Presiden Direktur PT Bank Central Asia Tbk (BCA), Jahja Setiaatmadja, menyatakan bahwa pertumbuhan kredit ke depan sangat bergantung pada daya beli masyarakat. Menurutnya, kebijakan pemerintah baru juga bisa memberikan sentimen positif bagi sektor perbankan, meskipun pertumbuhan kredit tetap tergantung pada kemampuan konsumsi masyarakat.
“Kita tidak bisa mengharapkan kebijakan yang langsung mendorong kredit. Karena kredit tetap bergantung pada daya beli,” ujar Jahja.
Baru-baru ini, BCA merilis laporan keuangan per September 2024, di mana kredit tumbuh sebesar 14,5% YoY, lebih tinggi dari rata-rata industri yang tumbuh sekitar 10%. Sementara itu, DPK BCA tumbuh 3,4% YoY dengan total mencapai Rp 1.125 triliun.
Jahja memprediksi bahwa pertumbuhan kredit pada kuartal terakhir 2024 mungkin tidak akan lebih besar dibandingkan kuartal III, mengingat pertumbuhan kredit pada kuartal akhir tahun lalu cukup agresif.
“Kami tetap memperhatikan DPK, terutama tabungan dan giro. Selain itu, kualitas kredit juga menjadi fokus kami,” tambah Jahja.
Sementara itu, Direktur Utama PT Bank Negara Indonesia Tbk (BNI), Royke Tumilaar, optimis bahwa program-program pemerintah baru akan mendorong pertumbuhan ekonomi dan pada akhirnya meningkatkan penyaluran kredit.
“Jika dieksekusi dengan baik dan belanja pemerintah berjalan lancar, pertumbuhan ekonomi akan terdorong,” kata Royke.
Penurunan Suku Bunga
Ia juga berharap agar Bank Indonesia menurunkan suku bunga acuan secara agresif untuk membantu perbankan memenuhi permintaan kredit, mengingat suku bunga yang tinggi saat ini membebani biaya bunga BNI. Hal ini terlihat dari penurunan pendapatan bunga bersih BNI sekitar 6,82% YoY menjadi Rp 25,56 triliun per Agustus 2024.
Kepala Ekonom Bank Permata, Josua Pardede, menyatakan bahwa pertumbuhan kredit perbankan sangat dipengaruhi oleh kondisi perekonomian.
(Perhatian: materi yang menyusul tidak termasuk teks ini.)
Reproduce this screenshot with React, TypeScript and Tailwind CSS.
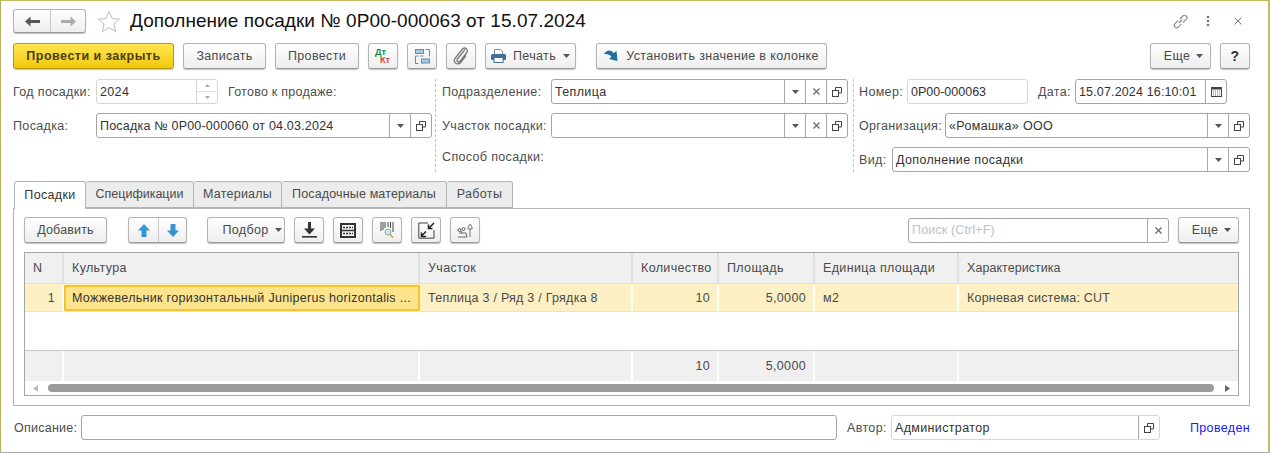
import React from 'react';

const btn = 'h-[26px] flex items-center justify-center rounded-[3px] border border-[#b4b4b4] border-b-[#9a9a9a] bg-gradient-to-b from-white to-[#eeeeee] shadow-[0_1px_1px_rgba(0,0,0,0.25)] text-[#4a4a4a] shrink-0';

const Caret = () => (
  <svg width="7" height="4" viewBox="0 0 7 4" className="shrink-0"><path d="M0 0h7L3.5 4z" fill="#555" /></svg>
);

const OpenIcon = () => (
  <svg width="10" height="10" viewBox="0 0 10 10" fill="none" stroke="#444" strokeWidth="1">
    <path d="M3.500 3V.5h6v5.500H7" />
    <rect x=".5" y="3.500" width="6" height="6" fill="#fff" />
  </svg>
);

const Cross = () => (
  <svg width="7" height="7" viewBox="0 0 7 7" stroke="#666" strokeWidth="1.2"><path d="M.5.5l6 6M6.5.5l-6 6" /></svg>
);

const FieldBtn = ({ children }: { children: React.ReactNode }) => (
  <div className="w-[21px] h-full border-l border-[#a8a8a8] flex items-center justify-center shrink-0">{children}</div>
);

const Input = ({ value, className, soft, textClass, children }: { value?: string; className: string; soft?: boolean; textClass?: string; children?: React.ReactNode }) => (
  <div className={`h-[25px] flex items-stretch rounded-[3px] border bg-white shrink-0 ${soft ? 'border-[#d6d6d6]' : 'border-[#a5a5a5]'} ${className}`}>
    <div className={`flex-1 min-w-0 px-[3px] pt-px flex items-center whitespace-nowrap overflow-hidden text-[#333] ${textClass ?? ''}`}>{value}</div>
    {children}
  </div>
);

const Label = ({ children, className }: { children: React.ReactNode; className?: string }) => (
  <div className={`text-[#4d4d4d] whitespace-nowrap shrink-0 pt-px ${className ?? ''}`}>{children}</div>
);

const cols = ['w-[39px]', 'w-[356px]', 'w-[213px]', 'w-[86px]', 'w-[96px]', 'w-[144px]', 'flex-1'];

const Row = ({ cells, className, sep }: { cells: { t?: string; right?: boolean; cur?: boolean; tc?: string }[]; className: string; sep: string }) => (
  <div className={`flex ${className}`}>
    {cells.map((c, i) => (
      <div
        key={i}
        className={`${cols[i]} flex items-center px-2 min-w-0 whitespace-nowrap text-[#4a4a4a] ${c.tc ?? ''} ${c.right ? 'justify-end !pr-[7px]' : ''} ${i < 6 ? `border-r-2 ${sep}` : ''} ${c.cur ? 'bg-[#fde48c] !border-2 !border-[#f6c42c] rounded-[1px] !text-[#333] px-[6px]' : ''}`}
      >
        {c.t}
      </div>
    ))}
  </div>
);

export default function App() {
  return (
    <div className="w-[1270px] h-[453px] bg-white overflow-hidden text-[12.5px] tracking-[0.35px] font-['Liberation_Sans',Arial,sans-serif]">
      <div className="w-[1270px] h-[453px] flex flex-col border-t border-l border-r-2 border-b border-t-[#c9b862] border-l-[#c0ae60] border-r-[#c9b862] border-b-[#a8a8a8] pl-3 pr-[18px]">
        {/* Title */}
        <div className="flex items-center h-[24px] mt-[8px] shrink-0">
          <div className="w-[73px] h-[24px] flex rounded-[3px] border border-[#b4b4b4] border-b-[#9a9a9a] bg-gradient-to-b from-white to-[#eeeeee] shadow-[0_1px_1px_rgba(0,0,0,0.25)] shrink-0">
            <div className="w-[37px] flex items-center justify-center border-r border-[#c8c8c8]">
              <svg width="15" height="11" viewBox="0 0 15 11"><path d="M0 5.5L5.5 0.5v3.4H15v3.2H5.5v3.4z" fill="#555" /></svg>
            </div>
            <div className="flex-1 flex items-center justify-center">
              <svg width="15" height="11" viewBox="0 0 15 11"><path d="M15 5.5L9.5 0.5v3.4H0v3.2h9.5v3.4z" fill="#aaa" /></svg>
            </div>
          </div>
          <svg width="24" height="23" viewBox="0 0 24 23" className="ml-[11px] shrink-0" fill="#fff" stroke="#bdbdbd"><path d="M12 1.5l3.1 7 7.4.7-5.6 5 1.7 7.4L12 17.7l-6.6 3.9 1.7-7.4-5.6-5 7.4-.7z" /></svg>
          <div className="ml-[9px] text-[19px] tracking-[0.05px] text-[#111] whitespace-nowrap">Дополнение посадки № 0P00-000063 от 15.07.2024</div>
          <div className="flex-1" />
          <svg width="17" height="17" viewBox="0 0 17 17" fill="none" stroke="#8a8a8a" strokeWidth="1.1" className="mr-[17px]">
            <path d="M7 10l3.5-3.5M6.2 7.5L3 10.700a2.400 2.400 0 0 0 3.400 3.400l3-3M7.800 6l3-3a2.400 2.400 0 0 1 3.400 3.400l-3.200 3.100" />
          </svg>
          <svg width="4" height="12" viewBox="0 0 4 12" fill="#777" className="mr-[24px]"><circle cx="2" cy="2" r="1.300" /><circle cx="2" cy="6" r="1.300" /><circle cx="2" cy="10" r="1.300" /></svg>
          <svg width="8" height="8" viewBox="0 0 8 8" stroke="#777" className="mr-[8px]"><path d="M.5.5l7 7M7.500.5l-7 7" /></svg>
        </div>

        {/* Command bar */}
        <div className="flex items-center mt-[10px] shrink-0">
          <div className="h-[26px] w-[161px] flex items-center justify-center rounded-[3px] border border-[#b39a10] bg-gradient-to-b from-[#ffe64a] to-[#f2c800] shadow-[0_1px_1px_rgba(0,0,0,0.25)] font-bold tracking-[0.5px] text-[#4a3f10] shrink-0">Провести и закрыть</div>
          <div className={`${btn} w-[83px] ml-[9px]`}>Записать</div>
          <div className={`${btn} w-[84px] ml-[9px]`}>Провести</div>
          <div className={`${btn} w-[30px] ml-[9px] flex-col !items-start pl-[6px] text-[9px] font-bold leading-[8px] tracking-normal`}>
            <span className="text-[#0e8a4a]">Дт</span>
            <span className="text-[#e5383b] ml-[5px]">Кт</span>
          </div>
          <div className={`${btn} w-[30px] ml-[9px]`}>
            <svg width="15" height="15" viewBox="0 0 15 15" fill="none" stroke="#5b8fb9">
              <rect x=".5" y=".5" width="8" height="4" fill="#a9c8e2" />
              <rect x="6.500" y="10" width="8" height="4" fill="#a9c8e2" />
              <path d="M10.500.5h4v7M3.500 7H.5v7.500h3M8.500 7H5" />
            </svg>
          </div>
          <div className={`${btn} w-[30px] ml-[9px]`}>
            <svg width="16" height="20" viewBox="0 0 16 20" fill="none" stroke="#777" strokeWidth="1.300"><path d="M12.500 5L5 14.500c-1.500 2 1 4 2.600 2.200L14 8.500c2.500-3.200-1.500-7-4.200-3.800L2.500 14c-2.800 4 3 7.500 6 3.500l5-6.500" transform="translate(-.5 -1.500)" /></svg>
          </div>
          <div className={`${btn} w-[91px] ml-[9px] gap-[7px]`}>
            <svg width="15" height="14" viewBox="0 0 15 14"><path d="M3.500.5h6l2 2v3h-8z" fill="#fff" stroke="#888" /><rect y="5" width="15" height="6" rx="1.500" fill="#3f6f9a" /><rect x="3" y="8.500" width="9" height="5" fill="#fff" stroke="#3f6f9a" /></svg>
            <span>Печать</span>
            <Caret />
          </div>
          <div className={`${btn} w-[231px] ml-[20px] gap-[8px]`}>
            <svg width="14" height="12" viewBox="0 0 14 12"><path d="M0 4C3 -.5 7.500 -.5 9.500 3.200L12.500 1l1 10-8.500-2 2.400-2.200C6 4.800 3.500 3.800 0 4z" fill="#1f6ea8" /></svg>
            <span>Установить значение в колонке</span>
          </div>
          <div className="flex-1" />
          <div className={`${btn} w-[61px] gap-[6px] pl-[6px]`}><span>Еще</span><Caret /></div>
          <div className={`${btn} w-[30px] ml-[9px] font-bold text-[14px] text-[#333]`}>?</div>
        </div>

        {/* Form columns */}
        <div className="flex mt-[10px] h-[93px] shrink-0">
          <div className="w-[419px] flex flex-col gap-[9px] shrink-0">
            <div className="flex items-center">
              <Label className="w-[83px]">Год посадки:</Label>
              <Input value="2024" soft className="w-[122px]">
                <div className="w-[21px] border-l border-[#d6d6d6] flex flex-col shrink-0">
                  <div className="flex-1 border-b border-[#e0e0e0] flex items-center justify-center"><svg width="5" height="3" viewBox="0 0 5 3"><path d="M2.500 0L5 3H0z" fill="#aaa" /></svg></div>
                  <div className="flex-1 flex items-center justify-center"><svg width="5" height="3" viewBox="0 0 5 3"><path d="M0 0h5L2.500 3z" fill="#aaa" /></svg></div>
                </div>
              </Input>
              <Label className="ml-[10px] tracking-[0.25px]">Готово к продаже:</Label>
            </div>
            <div className="flex items-center">
              <Label className="w-[83px]">Посадка:</Label>
              <Input value="Посадка № 0P00-000060 от 04.03.2024" textClass="tracking-[0.2px]" className="w-[336px]">
                <FieldBtn><Caret /></FieldBtn>
                <FieldBtn><OpenIcon /></FieldBtn>
              </Input>
            </div>
          </div>
          <div className="ml-[3px] mr-[6px] border-l border-dashed border-[#c4c4c4] h-[93px] shrink-0" />
          <div className="w-[406px] flex flex-col gap-[9px] shrink-0">
            <div className="flex items-center">
              <Label className="w-[109px]">Подразделение:</Label>
              <Input value="Теплица" className="w-[297px]">
                <FieldBtn><Caret /></FieldBtn>
                <FieldBtn><Cross /></FieldBtn>
                <FieldBtn><OpenIcon /></FieldBtn>
              </Input>
            </div>
            <div className="flex items-center">
              <Label className="w-[109px]">Участок посадки:</Label>
              <Input className="w-[297px]">
                <FieldBtn><Caret /></FieldBtn>
                <FieldBtn><Cross /></FieldBtn>
                <FieldBtn><OpenIcon /></FieldBtn>
              </Input>
            </div>
            <Label className="mt-0">Способ посадки:</Label>
          </div>
          <div className="ml-[5px] mr-[5px] border-l border-dashed border-[#c4c4c4] h-[93px] shrink-0" />
          <div className="flex-1 flex flex-col gap-[9px]">
            <div className="flex items-center">
              <Label className="w-[48px]">Номер:</Label>
              <Input value="0P00-000063" textClass="tracking-normal" soft className="w-[121px]" />
              <Label className="ml-[10px] w-[37px]">Дата:</Label>
              <Input value="15.07.2024 16:10:01" textClass="tracking-[0.15px]" className="w-[152px]">
                <FieldBtn>
                  <svg width="11" height="11" viewBox="0 0 11 11"><rect x=".5" y="1.500" width="10" height="9" fill="none" stroke="#444" /><rect x=".5" y="1" width="10" height="2.500" fill="#444" /><path d="M2 5h7M2 7h7M2 9h7" stroke="#777" strokeDasharray="1 1" /></svg>
                </FieldBtn>
              </Input>
            </div>
            <div className="flex items-center">
              <Label className="w-[86px]">Организация:</Label>
              <Input value="«Ромашка» ООО" className="flex-1 !shrink">
                <FieldBtn><Caret /></FieldBtn>
                <FieldBtn><OpenIcon /></FieldBtn>
              </Input>
            </div>
            <div className="flex items-center">
              <Label className="w-[33px]">Вид:</Label>
              <Input value="Дополнение посадки" className="flex-1 !shrink">
                <FieldBtn><Caret /></FieldBtn>
                <FieldBtn><OpenIcon /></FieldBtn>
              </Input>
            </div>
          </div>
        </div>

        {/* Tabs */}
        <div className="flex h-[28px] mt-[9px] pl-px shrink-0 relative z-10">
          <div className="w-[72px] h-[28px] flex items-center justify-center bg-white border border-b-0 border-[#b4b4b4] rounded-t-[3px] text-[#333]">Посадки</div>
          <div className="w-[108px] h-[27px] flex items-center justify-center bg-[#ececec] border border-l-0 border-[#b4b4b4] rounded-t-[3px] text-[#4a4a4a] tracking-normal">Спецификации</div>
          <div className="w-[88px] h-[27px] flex items-center justify-center bg-[#ececec] border border-l-0 border-[#b4b4b4] rounded-t-[3px] text-[#4a4a4a] tracking-[0.25px]">Материалы</div>
          <div className="w-[165px] h-[27px] flex items-center justify-center bg-[#ececec] border border-l-0 border-[#b4b4b4] rounded-t-[3px] text-[#4a4a4a] tracking-[0.15px]">Посадочные материалы</div>
          <div className="w-[66px] h-[27px] flex items-center justify-center bg-[#ececec] border border-l-0 border-[#b4b4b4] rounded-t-[3px] text-[#4a4a4a]">Работы</div>
        </div>

        {/* Panel */}
        <div className="h-[198px] -mt-px border border-[#b4b4b4] px-[10px] pt-2 flex flex-col shrink-0">
          <div className="flex items-center shrink-0">
            <div className={`${btn} w-[83px] tracking-[0.15px]`}>Добавить</div>
            <div className={`${btn} w-[59px] ml-[21px] !justify-start`}>
              <div className="w-[30px] h-full border-r border-[#c8c8c8] flex items-center justify-center">
                <svg width="12" height="13" viewBox="0 0 12 13"><path d="M6 0l6 6.500H8.500V13h-5V6.500H0z" fill="#2f96d8" /></svg>
              </div>
              <div className="flex-1 flex items-center justify-center">
                <svg width="12" height="13" viewBox="0 0 12 13"><path d="M6 13L0 6.500h3.500V0h5v6.500H12z" fill="#3a8fd0" /></svg>
              </div>
            </div>
            <div className={`${btn} w-[78px] ml-[20px] gap-[6px] pl-[12px]`}><span>Подбор</span><Caret /></div>
            <div className={`${btn} w-[30px] ml-[9px]`}>
              <svg width="15" height="16" viewBox="0 0 15 16" fill="#333"><path d="M6 0h3v6.500h4L7.500 12.500 2 6.500h4z" /><rect y="14" width="15" height="1.600" /></svg>
            </div>
            <div className={`${btn} w-[30px] ml-[9px]`}>
              <svg width="16" height="15" viewBox="0 0 16 15" fill="none" stroke="#333"><rect x="1" y="1" width="14" height="13" strokeWidth="2" /><path d="M1 7.500h14" strokeWidth="1.500" /><path d="M3 4.500h10M3 10.500h10" strokeWidth="1.500" strokeDasharray="2 1" /></svg>
            </div>
            <div className={`${btn} w-[30px] ml-[9px]`}>
              <svg width="15" height="16" viewBox="0 0 15 16" fill="none"><path d="M1 0v9M3 0v8M5 0v6M8 0v5M10.500 0v6M13 0v10" stroke="#444" /><circle cx="8" cy="10" r="3" fill="#cfe3f2" stroke="#8aa" /><path d="M10 12.500l3 3" stroke="#c9953c" strokeWidth="1.500" /></svg>
            </div>
            <div className={`${btn} w-[30px] ml-[9px]`}>
              <svg width="17" height="17" viewBox="0 0 17 17" fill="none"><path d="M10 1H.8v15.200H16V8" stroke="#444" /><path d="M16 1l-5.500 5.500M10.500 2.500v4h4" stroke="#222" strokeWidth="1.500" /><path d="M3 14.500l5-5M3.500 10.500v4H8" stroke="#222" strokeWidth="1.500" /></svg>
            </div>
            <div className={`${btn} w-[30px] ml-[9px]`}>
              <svg width="16" height="15" viewBox="0 0 16 15" fill="none" stroke="#666"><circle cx="2.500" cy="7" r="1.500" /><circle cx="6.500" cy="6" r="1.500" /><path d="M2 10h7M1 14h9l-1-4M4 8l1 2" /><path d="M13 1l2 3v2h-4V4zM13 6v8" stroke="#777" /></svg>
            </div>
            <div className="flex-1" />
            <div className="w-[261px] h-[25px] flex items-stretch rounded-[3px] border border-[#a5a5a5] bg-white shrink-0">
              <div className="flex-1 px-[3px] flex items-center text-[#c0c0c0] whitespace-nowrap tracking-[0.15px]">Поиск (Ctrl+F)</div>
              <FieldBtn><Cross /></FieldBtn>
            </div>
            <div className={`${btn} w-[61px] ml-[9px] gap-[6px] pl-[6px]`}><span>Еще</span><Caret /></div>
          </div>

          <div className="mt-[9px] h-[144px] border border-[#a5a5a5] flex flex-col shrink-0">
            <Row
              className="h-[31px] bg-[#f0f0f0] border-b border-[#e0e0e0] shrink-0"
              sep="border-[#e0e0e0]"
              cells={[{ t: 'N' }, { t: 'Культура' }, { t: 'Участок' }, { t: 'Количество' }, { t: 'Площадь' }, { t: 'Единица площади' }, { t: 'Характеристика', tc: 'tracking-[0.05px]' }]}
            />
            <Row
              className="h-[28px] pt-px bg-[#fdf0c4] border-b border-[#e4e4e4] shrink-0"
              sep="border-[#fff]"
              cells={[{ t: '1', right: true }, { t: 'Можжевельник горизонтальный Juniperus horizontalis ...', cur: true, tc: 'tracking-[0.3px]' }, { t: 'Теплица 3 / Ряд 3 / Грядка 8', tc: 'tracking-[0.25px]' }, { t: '10', right: true }, { t: '5,0000', right: true }, { t: 'м2' }, { t: 'Корневая система: CUT', tc: 'tracking-[0.2px]' }]}
            />
            <div className="h-[38px] shrink-0" />
            <Row
              className="h-[31px] bg-[#f0f0f0] border-t border-[#c8c8c8] shrink-0"
              sep="border-[#fff]"
              cells={[{}, {}, {}, { t: '10', right: true }, { t: '5,0000', right: true }, {}, {}]}
            />
            <div className="flex-1 flex items-center px-[8px] gap-[6px]">
              <svg width="5" height="7" viewBox="0 0 5 7" className="shrink-0"><path d="M5 0v7L0 3.500z" fill="#bbb" /></svg>
              <div className="flex-1 h-[8px] rounded-full bg-[#9b9b9b] ml-[4px] mr-[5px]" />
              <svg width="5" height="7" viewBox="0 0 5 7" className="shrink-0"><path d="M0 0v7l5-3.500z" fill="#666" /></svg>
            </div>
          </div>
        </div>

        {/* Footer */}
        <div className="flex items-center mt-[9px] shrink-0">
          <Label className="w-[68px] pl-px tracking-[0.25px]">Описание:</Label>
          <Input className="w-[756px]" />
          <Label className="ml-[10px] w-[44px]">Автор:</Label>
          <Input value="Администратор" soft className="w-[269px]">
            <FieldBtn><OpenIcon /></FieldBtn>
          </Input>
          <div className="flex-1" />
          <div className="text-[#1a1aff] whitespace-nowrap pt-px">Проведен</div>
        </div>
      </div>
    </div>
  );
}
Berdasarkan data historis dalam 10-20 tahun terakhir, pertumbuhan ekonomi berdampak langsung pada peningkatan kredit. Misalnya, saat pandemi COVID-19, permintaan kredit menurun tajam seiring dengan berhentinya aktivitas ekonomi.
Josua juga menekankan bahwa jika perbankan diharapkan mencapai pertumbuhan kredit yang tinggi di tengah risiko ekonomi global yang melambat dan menurunnya daya beli kelas menengah, ada risiko peningkatan kredit bermasalah (NPL).
Oleh karena itu, ia menyarankan pemerintah untuk menetapkan sektor-sektor prioritas yang perlu didukung oleh pembiayaan perbankan, sambil tetap menjaga prinsip kehati-hatian.
“Pertumbuhan kredit pada 2025 diperkirakan akan berada di kisaran 10%-12%, dengan asumsi pertumbuhan ekonomi berada di sekitar 5,1%-5,2%,” jelas Josua.